INNOCENT rugby fans supporting two of Ireland’s premier fee-paying schools were attending a schools rugby match when brazen heavily-accented soccer fans infiltrated their group and began to hooliganise the situation, distraught rugby experts have confirmed.
“Adult men supporting the schools attended by proper people with proper accents were minding their own business when out of nowhere soccer fans starting posing as rugby fans and began throwing punches at one another.
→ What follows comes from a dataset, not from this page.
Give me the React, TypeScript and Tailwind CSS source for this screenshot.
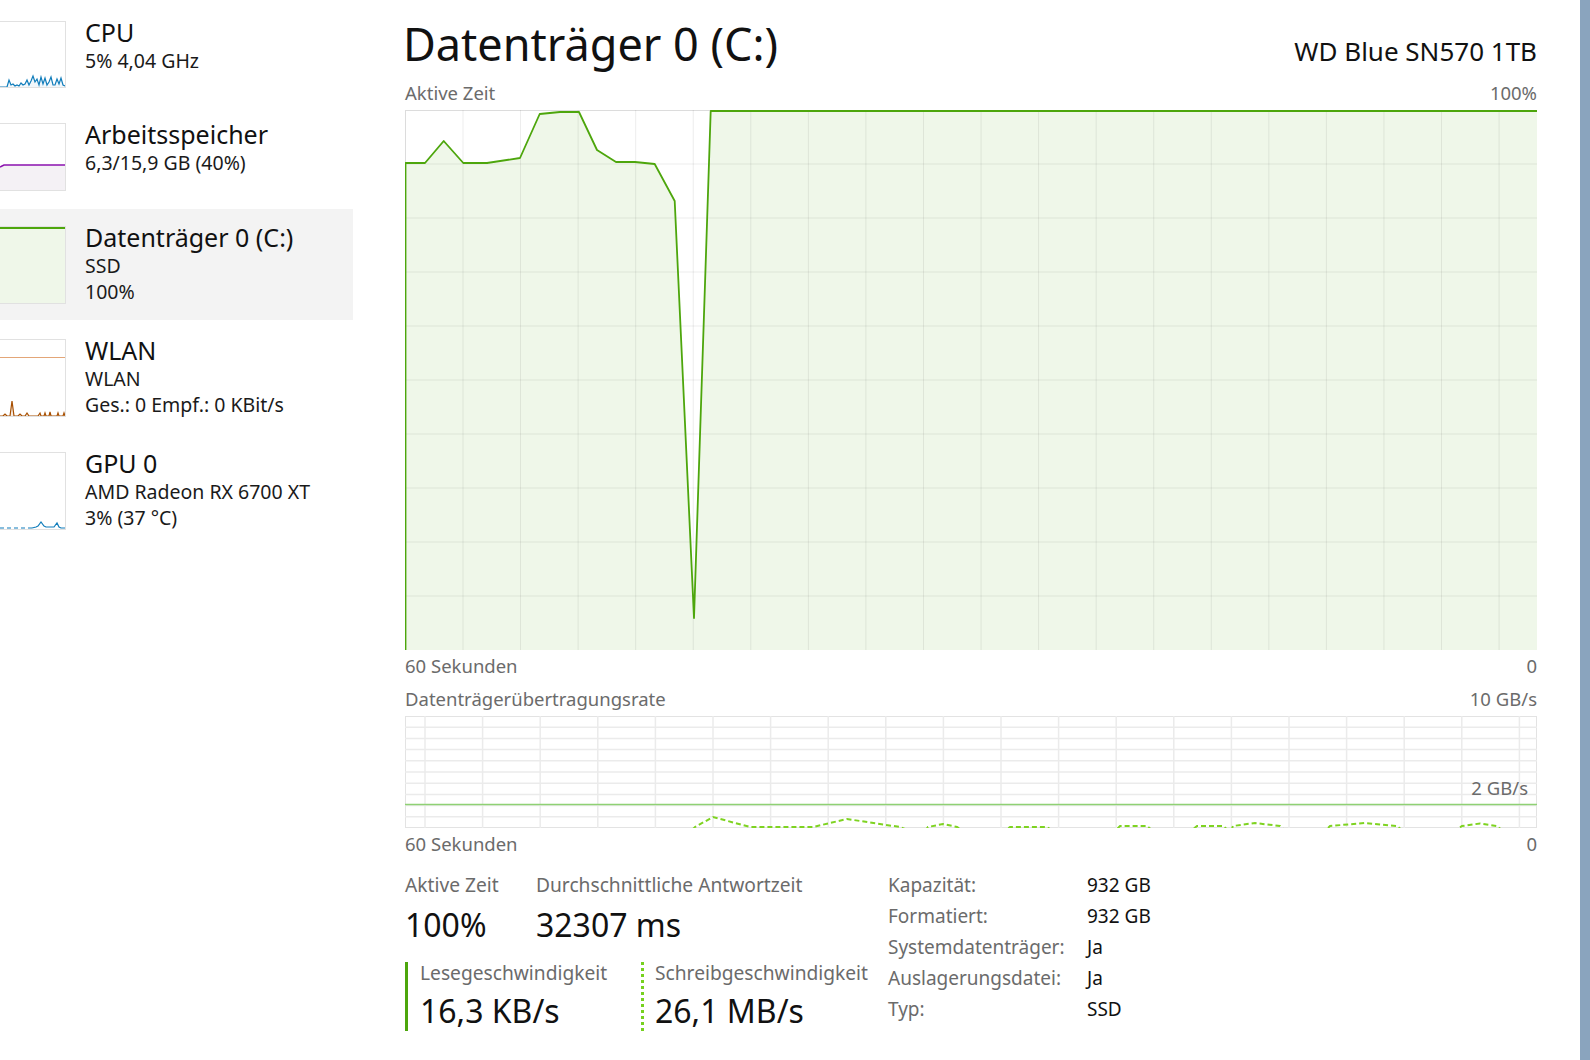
import React from "react";

const label = "text-[18.5px] leading-[22px] text-[#6b6b6b]";
const statLabel = "text-[19.2px] leading-[22px] text-[#6b6b6b]";

// upper graph: disk active time, svg coords (1132 x 540)
const activePts: [number, number][] = [
  [0.5, 53], [20, 53], [38.7, 31], [58.3, 53], [82, 53], [115, 48], [134.7, 4],
  [155, 2], [174, 2], [192, 40], [211, 52], [230, 52], [249.7, 54], [269.7, 91],
  [289, 508], [305.7, 1], [1132, 1],
];

const writePts =
  "0,115 286,115 290,111 308,101 345,111 408,111 442,103 495,111 505,115 520,115 523,111 538,108 552,111 558,115 600,115 605,111 642,111 648,115 710,115 715,110 742,110 748,115 786,115 792,110 818,110 824,115 826,115 828,110 850,107 875,110 880,115 920,115 925,110 960,107 992,110 998,115 1050,115 1057,110 1075,107.5 1092,110 1098,115 1132,115";

function ActiveGraph() {
  const w = 1132;
  const h = 540;
  const line = activePts.map((p) => p.join(",")).join(" ");
  const fill = `0.5,${h} ${line} ${w},${h}`;
  const vx = Array.from({ length: 19 }, (_, i) => 58 + i * 57.56);
  const hy = Array.from({ length: 9 }, (_, i) => 54 * (i + 1));
  return (
    <svg width={w} height={h} viewBox={`0 0 ${w} ${h}`} className="block">
      <rect x="0.5" y="0.5" width={w - 1} height={h - 1} fill="#fff" stroke="#dcdcdc" />
      <polygon points={fill} fill="#eff7e9" />
      {vx.map((x) => (
        <line key={x} x1={x} x2={x} y1={0} y2={h} stroke="#000" strokeOpacity="0.075" />
      ))}
      {hy.map((y) => (
        <line key={y} x1={0} x2={w} y1={y} y2={y} stroke="#000" strokeOpacity="0.075" />
      ))}
      <polyline points={`0.5,${h} ${line}`} fill="none" stroke="#4da60c" strokeWidth="1.8" strokeLinejoin="round" />
    </svg>
  );
}

function RateGraph() {
  const w = 1132;
  const h = 112;
  const vx = Array.from({ length: 20 }, (_, i) => 20 + i * 57.6);
  const hy = Array.from({ length: 9 }, (_, i) => 11.2 * (i + 1));
  return (
    <svg width={w} height={h} viewBox={`0 0 ${w} ${h}`} className="block">
      <rect x="0.5" y="0.5" width={w - 1} height={h - 1} fill="#fff" stroke="#e3e3e3" />
      {vx.map((x) => (
        <line key={x} x1={x} x2={x} y1={0} y2={h} stroke="#ebebeb" strokeWidth="1.5" />
      ))}
      {hy.map((y) => (
        <line key={y} x1={0} x2={w} y1={y} y2={y} stroke="#ebebeb" strokeWidth="1.5" />
      ))}
      <line x1={0} x2={w} y1={88.5} y2={88.5} stroke="#8fd174" strokeWidth="1.5" />
      <polyline points={writePts} fill="none" stroke="#7ed321" strokeWidth="2" strokeDasharray="5 3" />
    </svg>
  );
}

function Thumb({ h, children }: { h: number; children: React.ReactNode }) {
  return (
    <div
      className="w-[66px] shrink-0 overflow-hidden border-y border-r border-[#e1e1e1] bg-white"
      style={{ height: h }}
    >
      <svg width="65" height={h - 2} viewBox={`0 0 65 ${h - 2}`} className="block">
        {children}
      </svg>
    </div>
  );
}

const cpuPts =
  "0,65 7,65 9,58 11,63 13,62 15,64 17,63 19,64 21,61 23,63 25,62 27,58 29,63 31,59 33,54 35,60 37,57 39,63 41,55 43,62 45,56 47,63 49,60 51,55 53,63 55,63 57,57 59,62 61,56 63,63 65,64";
const wlanPts =
  "0,76 3,76 5,74 7,76 10,76 12,61 14,76 18,76 20,74 22,76 25,76 27,73 29,76 38,76 40,73 41,76 44,76 45,73 46,76 49,76 50,72 51,76 57,76 58,73 59,76 63,76 64,73 65,76";

function SideRow({
  thumb,
  h,
  title,
  lines,
  selected,
}: {
  thumb: React.ReactNode;
  h: number;
  title: string;
  lines: string[];
  selected?: boolean;
}) {
  return (
    <div className={`flex items-start gap-[19px] pt-[17px] pb-[16px] ${selected ? "bg-[#f3f3f3]" : ""}`}>
      <Thumb h={h}>{thumb}</Thumb>
      <div className="-mt-[5px] -mb-[10px] text-[#111]">
        <div className="text-[25px] leading-[32px]">{title}</div>
        {lines.map((l) => (
          <div key={l} className="text-[19.5px] leading-[26px] text-[#1a1a1a]">
            {l}
          </div>
        ))}
      </div>
    </div>
  );
}

export default function App() {
  return (
    <div className="flex h-[1060px] w-[1590px] overflow-hidden bg-white font-['Noto_Sans',sans-serif]">
      {/* sidebar */}
      <div className="flex w-[353px] shrink-0 flex-col gap-[2px] pt-[4px]">
        <SideRow
          h={67}
          title="CPU"
          lines={["5% 4,04 GHz"]}
          thumb={
            <>
              <polygon points={`0,65 ${cpuPts} 65,65`} fill="#f1f7fb" />
              <polyline points={cpuPts} fill="none" stroke="#117dbb" strokeWidth="1.2" />
            </>
          }
        />
        <SideRow
          h={68}
          title="Arbeitsspeicher"
          lines={["6,3/15,9 GB (40%)"]}
          thumb={
            <>
              <polygon points="0,43 2,42 4,41 65,41 65,66 0,66" fill="#f4f1f5" />
              <polyline points="0,43 2,42 4,41 65,41" fill="none" stroke="#8b12ae" strokeWidth="1.5" />
            </>
          }
        />
        <SideRow
          h={78}
          selected
          title="Datenträger 0 (C:)"
          lines={["SSD", "100%"]}
          thumb={
            <>
              <rect x="0" y="0" width="65" height="76" fill="#eff7e9" />
              <line x1="0" x2="65" y1="1" y2="1" stroke="#4da60c" strokeWidth="2" />
            </>
          }
        />
        <SideRow
          h={78}
          title="WLAN"
          lines={["WLAN", "Ges.: 0 Empf.: 0 KBit/s"]}
          thumb={
            <>
              <line x1="0" x2="65" y1="17.5" y2="17.5" stroke="#e3a678" strokeWidth="1" />
              <polygon points={`${wlanPts} 0,76`} fill="#f6ebe1" />
              <polyline points={wlanPts} fill="none" stroke="#a74f01" strokeWidth="1.2" />
            </>
          }
        />
        <SideRow
          h={78}
          title="GPU 0"
          lines={["AMD Radeon RX 6700 XT", "3% (37 °C)"]}
          thumb={
            <>
              <line x1="0" x2="32" y1="75" y2="75" stroke="#117dbb" strokeWidth="1.2" strokeDasharray="4 3" />
              <polyline
                points="32,75 36,74 38,73 41,69 44,73 46,74 54,74 57,70 59,74 61,75 65,75"
                fill="none"
                stroke="#117dbb"
                strokeWidth="1.2"
              />
            </>
          }
        />
      </div>

      {/* main pane */}
      <div className="w-[1184px] shrink-0 pl-[52px] text-[#111]">
        <div className="flex items-baseline justify-between pt-[18px]">
          <div className="-ml-[2px] text-[45px] leading-[52px]">Datenträger 0 (C:)</div>
          <div className="text-[26px]">WD Blue SN570 1TB</div>
        </div>

        <div className={`mt-[11px] flex justify-between ${label}`}>
          <span>Aktive Zeit</span>
          <span>100%</span>
        </div>
        <div className="mt-[6px]">
          <ActiveGraph />
        </div>
        <div className={`mt-[5px] flex justify-between ${label}`}>
          <span>60 Sekunden</span>
          <span>0</span>
        </div>

        <div className={`mt-[11px] flex justify-between ${label}`}>
          <span>Datenträgerübertragungsrate</span>
          <span>10 GB/s</span>
        </div>
        <div className="relative mt-[6px]">
          <RateGraph />
          <span className={`absolute right-[9px] top-[61px] ${label}`}>2 GB/s</span>
        </div>
        <div className={`mt-[5px] flex justify-between ${label}`}>
          <span>60 Sekunden</span>
          <span>0</span>
        </div>

        {/* stats */}
        <div className="mt-[15px] flex items-start">
          <div className="w-[483px] shrink-0 pt-[4px]">
            <div className="flex">
              <div className="w-[131px]">
                <div className={statLabel}>Aktive Zeit</div>
                <div className="mt-[9px] text-[32px] leading-[40px]">100%</div>
              </div>
              <div>
                <div className={statLabel}>Durchschnittliche Antwortzeit</div>
                <div className="mt-[9px] text-[32px] leading-[40px]">32307 ms</div>
              </div>
            </div>
            <div className="mt-[17px] flex">
              <div className="w-[236px] border-l-[3px] border-[#4da60c] pl-[12px]">
                <div className={statLabel}>Lesegeschwindigkeit</div>
                <div className="mt-[7px] text-[32px] leading-[40px]">16,3 KB/s</div>
              </div>
              <div className="border-l-[3px] border-dotted border-[#76d11f] pl-[11px]">
                <div className={statLabel}>Schreibgeschwindigkeit</div>
                <div className="mt-[7px] text-[32px] leading-[40px]">26,1 MB/s</div>
              </div>
            </div>
          </div>
          <div className="grid grid-cols-[199px_auto] content-start text-[19px] leading-[31px]">
            <span className="text-[#6b6b6b]">Kapazität:</span>
            <span>932 GB</span>
            <span className="text-[#6b6b6b]">Formatiert:</span>
            <span>932 GB</span>
            <span className="text-[#6b6b6b]">Systemdatenträger:</span>
            <span>Ja</span>
            <span className="text-[#6b6b6b]">Auslagerungsdatei:</span>
            <span>Ja</span>
            <span className="text-[#6b6b6b]">Typ:</span>
            <span>SSD</span>
          </div>
        </div>
      </div>

      <div className="flex-1" />
      <div className="w-[10px] shrink-0 bg-[#8aa4be]" />
    </div>
  );
}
It’s disgraceful that they would seek to drag the good name of our sport down,” confirmed one junior Senior Cup correspondent for a leading paper.
The hooliganisation of the situation was made possible by the presence of people with tattoos and no formal education exceeding Junior Cert level, prompting many to question if the innocent game of rugby should sue soccer fans for attempting to besmirch the honourable sport of rugby.
Confusion as to how the soccer fans came to be in the area continues as the nearest Wetherspoons is several kilometres away.
“When a sport that hits the headlines for drug cheats, ongoing rape trials, concussion issues and eye-gouging is dragged through the mud by neanderthal soccer fans, you have to ask, is executing these soccer savages going far enough?” added a visibly upset rugby fan who had bruised his knuckles in an unrelated incident.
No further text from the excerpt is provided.